Пришлось подчиниться.

- А теперь топчи.

Я растоптал.

- Товарищ, рядовой, Вы почему сорите на улице? Немедленно соберите всё, что рассыпали.

Что делать, командир всегда прав. Пришлось подчиняться. После того, как я собрал мусор, этот гад, довольный собой сказал начальнику патруля: «Проводите его до сортира, пусть выбросит мусор, и в камеру под арест. Потом зайдёте ко мне». Уже через пять минут я сидел в камере-одиночке. О своей дальнейшей судьбе я мог только гадать, хотя не чувствовал за собой никакой вины. Время тянулось невыносимо медленно. В камере не было окон. Это был просто каменный мешок с маленькой лампочкой, горящей вполнакала. Мне казалось, что я просидел сутки, а может и больше, когда дверь, наконец, открылась. Начальник патруля, который меня задержал, сказал: «Выходи». Он вывел меня на улицу перед зданием комендатуры, там находились его солдаты. Начальник патруля приказал мне заложить руки за голову. У патрульных уже были примкнуты штыки к винтовкам. Почти упираясь штыками в меня, мне приказали: «Иди». Меня повели, не знаю куда.
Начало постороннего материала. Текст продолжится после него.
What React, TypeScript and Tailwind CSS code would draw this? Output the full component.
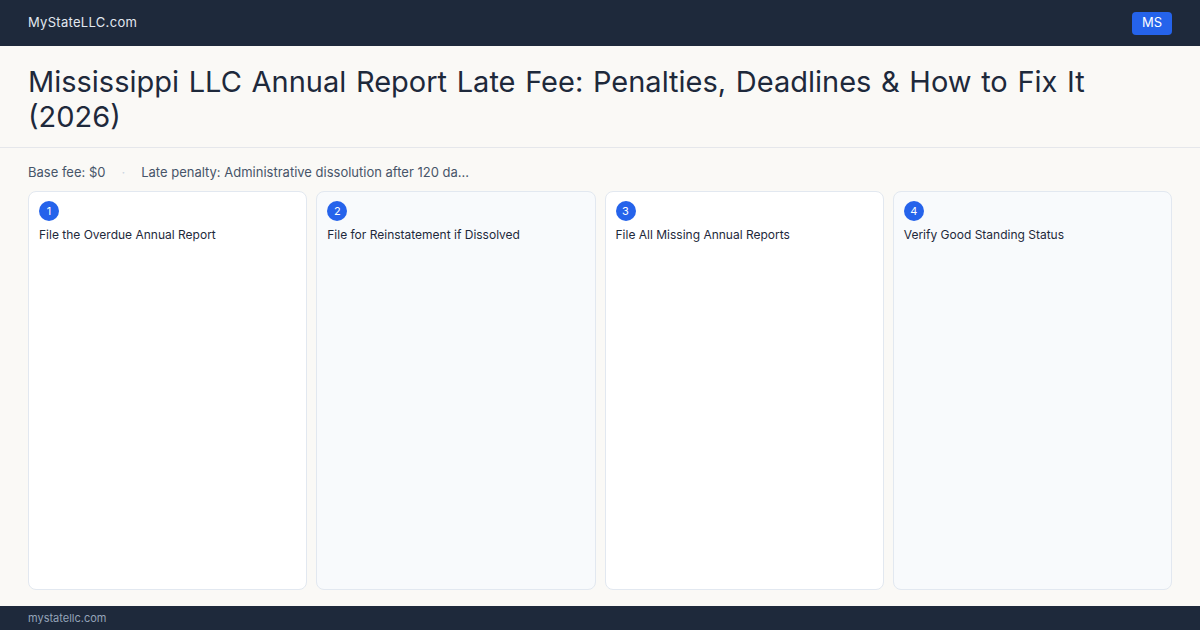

Как только мы завернули за угол, офицер сказал: «Опусти руки, а вы снимите штыки, невелик преступник». Мы пришли на вокзал прямо к отправлению моего поезда, значит, в камере я просидел чуть более двух часов. Начальник патруля, вручая мне поясной ремень, и документы (по уставу с задержанных военнослужащих снимается ремень), сказал: «Извини, не по-людски всё это, но что поделаешь, служба».

Я уезжал в запасной полк, проклиная Ульяновск, и его коменданта.